Venezuela Swaps Oil For Coffee To Meet Demand: Latest figures from the US Department of Agriculture (USDA) forecast that, for the first time since records began, Venezuela's coffee imports will exceed the country's total bean production. Demand is expected to reach 1.3mn 60kg bags by the end of September 2015 and the country's total production of coffee is forecast to reach only 660,000 bags. These forecasts mean that Venezuela will produce one of its smallest coffee crops in more than 50 years and imports will have to hit a record 685,000 bags to meet demand.
Empresas Polar Investments Increasing Production: Following a recent investment of VEB260mn, Empresas Polar announced in February 2015 that its margarine production capacity had increased by 40%. This brings total production of its Mavesa, Chiffon and Dorada brands up to a level of 8.1mn kilos per month.

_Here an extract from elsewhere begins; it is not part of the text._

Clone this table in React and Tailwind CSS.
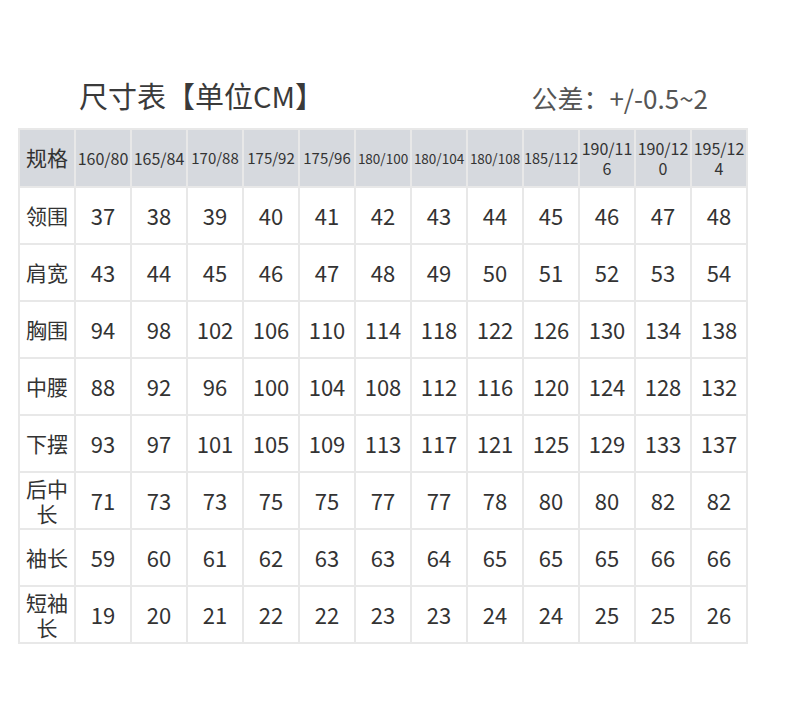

Subject to the ongoing availability of raw materials, the company will be able to achieve its target of an average monthly output of 8.8mn kg from June 2015, stated Empresas Polar's President Lorenzo Mendoza.
Key Risks To Outlook
The potential for elevated political tensions will remain high due to lower oil prices, continued recession, falling confidence in the administration of Maduro and a more confrontational stance taken by the US with regards to alleged human rights abuses. The opposition will gain traction in the late-2015 legislative elections, which will increase political polarisation and heighten social tensions.